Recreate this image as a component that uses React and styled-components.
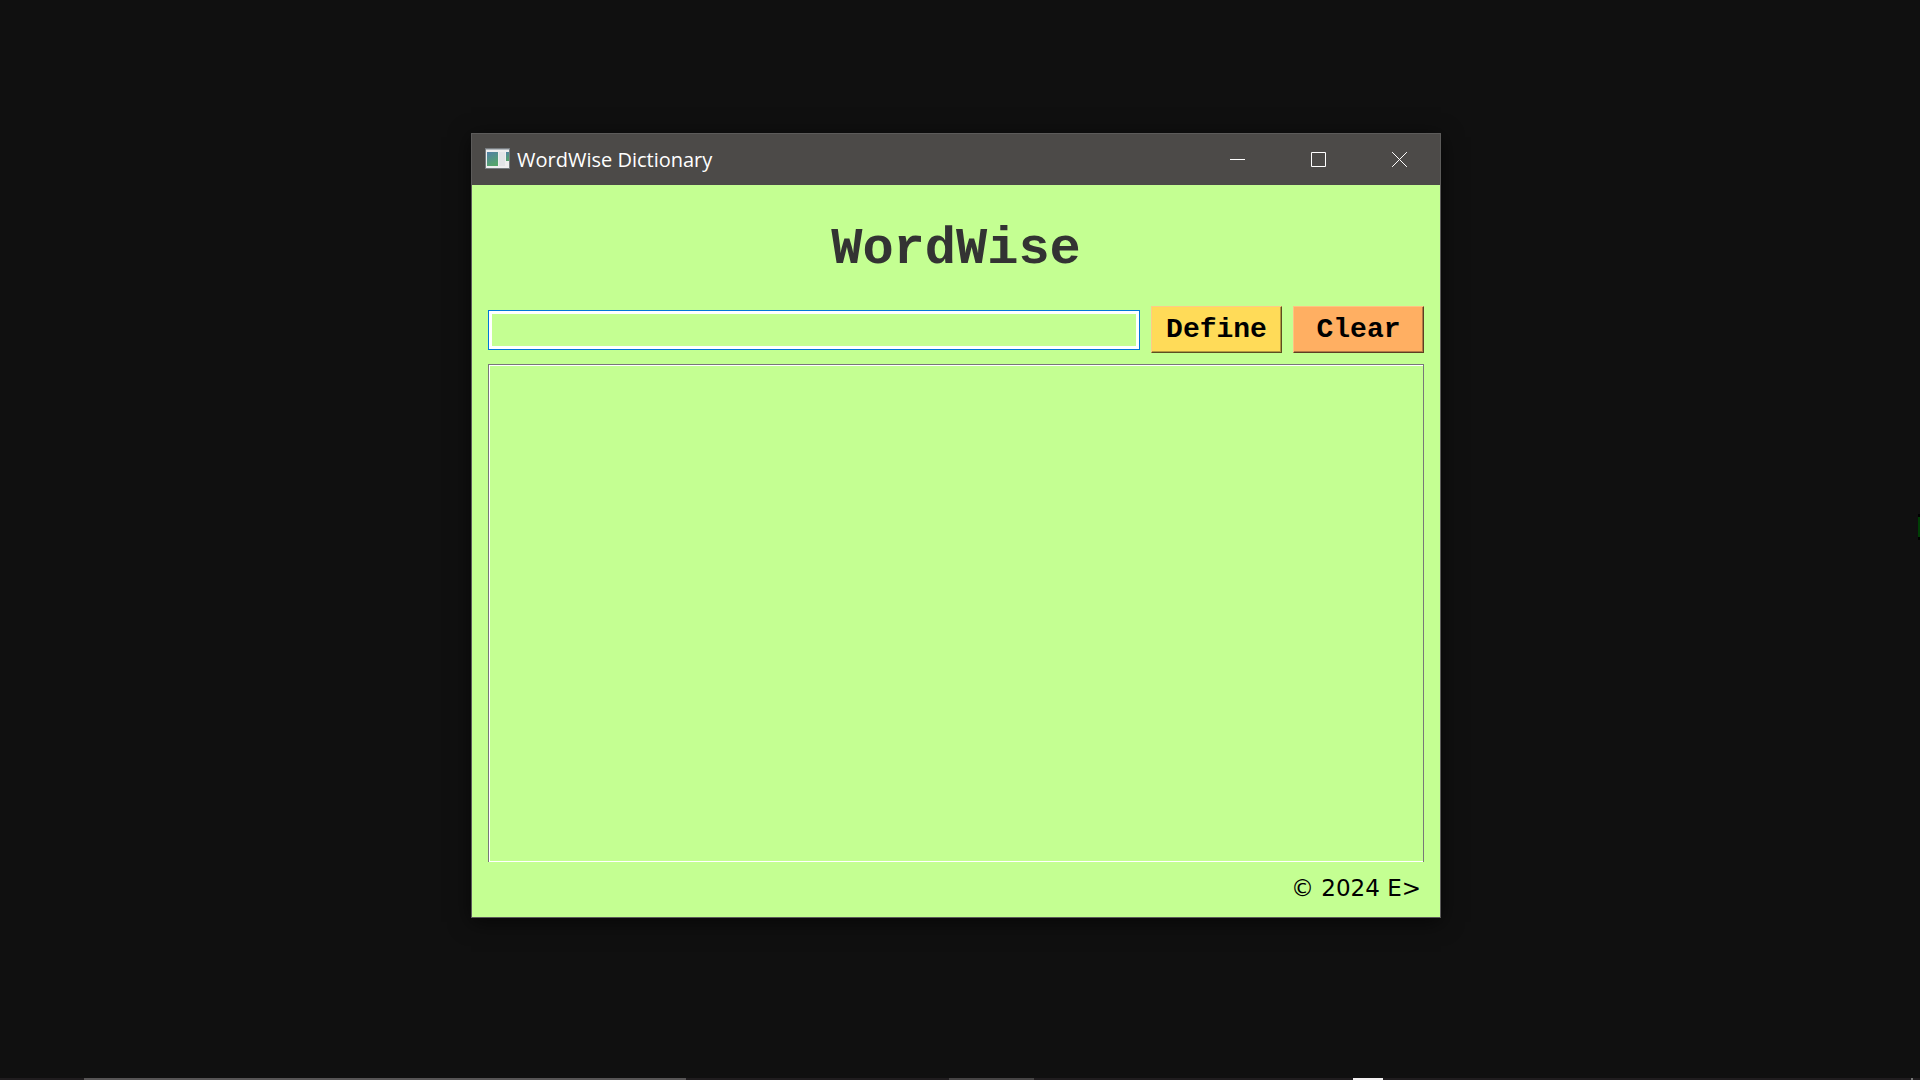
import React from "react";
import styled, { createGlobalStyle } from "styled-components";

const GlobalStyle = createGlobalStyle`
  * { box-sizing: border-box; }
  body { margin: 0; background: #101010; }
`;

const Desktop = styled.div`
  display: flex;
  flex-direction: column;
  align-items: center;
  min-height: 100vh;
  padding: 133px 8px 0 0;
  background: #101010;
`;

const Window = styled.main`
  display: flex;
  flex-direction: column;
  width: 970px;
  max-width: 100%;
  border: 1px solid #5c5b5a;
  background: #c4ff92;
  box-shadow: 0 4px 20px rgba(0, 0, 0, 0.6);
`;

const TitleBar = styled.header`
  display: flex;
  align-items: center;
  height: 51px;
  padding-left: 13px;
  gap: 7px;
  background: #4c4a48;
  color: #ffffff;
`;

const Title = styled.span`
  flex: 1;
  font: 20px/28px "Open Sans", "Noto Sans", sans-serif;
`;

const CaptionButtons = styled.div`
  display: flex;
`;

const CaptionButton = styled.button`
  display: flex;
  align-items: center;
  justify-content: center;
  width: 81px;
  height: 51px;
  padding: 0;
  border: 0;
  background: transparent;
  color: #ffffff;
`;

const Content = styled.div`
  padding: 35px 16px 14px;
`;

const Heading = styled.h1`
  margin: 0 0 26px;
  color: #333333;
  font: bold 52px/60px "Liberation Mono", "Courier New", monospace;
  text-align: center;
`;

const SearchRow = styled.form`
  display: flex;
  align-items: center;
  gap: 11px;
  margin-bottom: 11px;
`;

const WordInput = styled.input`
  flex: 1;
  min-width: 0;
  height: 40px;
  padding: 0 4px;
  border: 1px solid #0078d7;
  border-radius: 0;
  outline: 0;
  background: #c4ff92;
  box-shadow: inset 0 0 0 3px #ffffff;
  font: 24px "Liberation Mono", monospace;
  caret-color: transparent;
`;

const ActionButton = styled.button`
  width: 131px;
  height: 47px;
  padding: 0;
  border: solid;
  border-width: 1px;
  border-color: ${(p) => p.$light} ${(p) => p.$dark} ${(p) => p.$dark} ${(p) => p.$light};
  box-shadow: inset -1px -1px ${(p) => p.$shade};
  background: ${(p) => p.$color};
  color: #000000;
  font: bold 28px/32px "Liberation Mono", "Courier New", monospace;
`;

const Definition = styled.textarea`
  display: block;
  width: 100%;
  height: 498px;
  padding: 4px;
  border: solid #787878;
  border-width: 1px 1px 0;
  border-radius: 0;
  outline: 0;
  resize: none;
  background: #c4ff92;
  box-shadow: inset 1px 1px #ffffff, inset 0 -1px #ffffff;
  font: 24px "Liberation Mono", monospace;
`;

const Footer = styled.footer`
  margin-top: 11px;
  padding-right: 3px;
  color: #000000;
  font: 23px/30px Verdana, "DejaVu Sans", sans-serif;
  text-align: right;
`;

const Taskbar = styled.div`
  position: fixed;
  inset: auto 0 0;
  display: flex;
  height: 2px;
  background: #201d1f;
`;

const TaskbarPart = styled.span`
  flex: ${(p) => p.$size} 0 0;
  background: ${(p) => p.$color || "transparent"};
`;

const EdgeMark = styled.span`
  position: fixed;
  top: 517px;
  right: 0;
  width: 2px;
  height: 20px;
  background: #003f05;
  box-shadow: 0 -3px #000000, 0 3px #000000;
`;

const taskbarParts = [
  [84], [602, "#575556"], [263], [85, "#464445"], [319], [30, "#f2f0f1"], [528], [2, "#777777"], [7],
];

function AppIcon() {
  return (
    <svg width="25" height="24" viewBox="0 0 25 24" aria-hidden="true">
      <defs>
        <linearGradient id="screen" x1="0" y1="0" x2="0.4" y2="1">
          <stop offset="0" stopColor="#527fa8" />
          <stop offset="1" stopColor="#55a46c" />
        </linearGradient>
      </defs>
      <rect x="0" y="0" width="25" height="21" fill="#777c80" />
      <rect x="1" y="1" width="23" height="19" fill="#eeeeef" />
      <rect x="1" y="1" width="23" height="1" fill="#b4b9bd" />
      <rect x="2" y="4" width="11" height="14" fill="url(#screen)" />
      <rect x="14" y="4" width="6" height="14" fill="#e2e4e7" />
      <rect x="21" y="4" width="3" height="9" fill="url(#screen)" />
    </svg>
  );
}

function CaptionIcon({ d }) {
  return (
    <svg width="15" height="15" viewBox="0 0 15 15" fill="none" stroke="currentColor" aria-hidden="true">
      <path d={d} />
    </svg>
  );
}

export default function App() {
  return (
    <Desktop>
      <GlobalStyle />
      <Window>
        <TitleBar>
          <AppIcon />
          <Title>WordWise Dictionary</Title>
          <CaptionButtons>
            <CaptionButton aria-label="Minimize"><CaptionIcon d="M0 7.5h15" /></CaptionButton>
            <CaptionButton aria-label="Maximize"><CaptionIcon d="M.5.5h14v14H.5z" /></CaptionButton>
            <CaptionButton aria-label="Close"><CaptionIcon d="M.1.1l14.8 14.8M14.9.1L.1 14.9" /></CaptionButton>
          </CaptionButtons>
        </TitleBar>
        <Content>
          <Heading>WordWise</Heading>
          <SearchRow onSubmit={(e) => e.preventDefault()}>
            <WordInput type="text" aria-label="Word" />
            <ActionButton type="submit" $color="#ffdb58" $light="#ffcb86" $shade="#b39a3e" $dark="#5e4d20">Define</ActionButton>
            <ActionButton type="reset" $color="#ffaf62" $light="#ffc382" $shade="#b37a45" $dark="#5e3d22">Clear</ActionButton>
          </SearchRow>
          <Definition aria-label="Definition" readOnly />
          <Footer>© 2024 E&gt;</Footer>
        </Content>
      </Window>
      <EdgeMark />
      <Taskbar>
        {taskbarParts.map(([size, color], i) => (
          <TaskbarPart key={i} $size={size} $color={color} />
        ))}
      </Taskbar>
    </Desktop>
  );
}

......

Every line in the data that holds "React" should be copied out.

Task result
Recreate this image as a component that uses React and styled-components.
import React from "react";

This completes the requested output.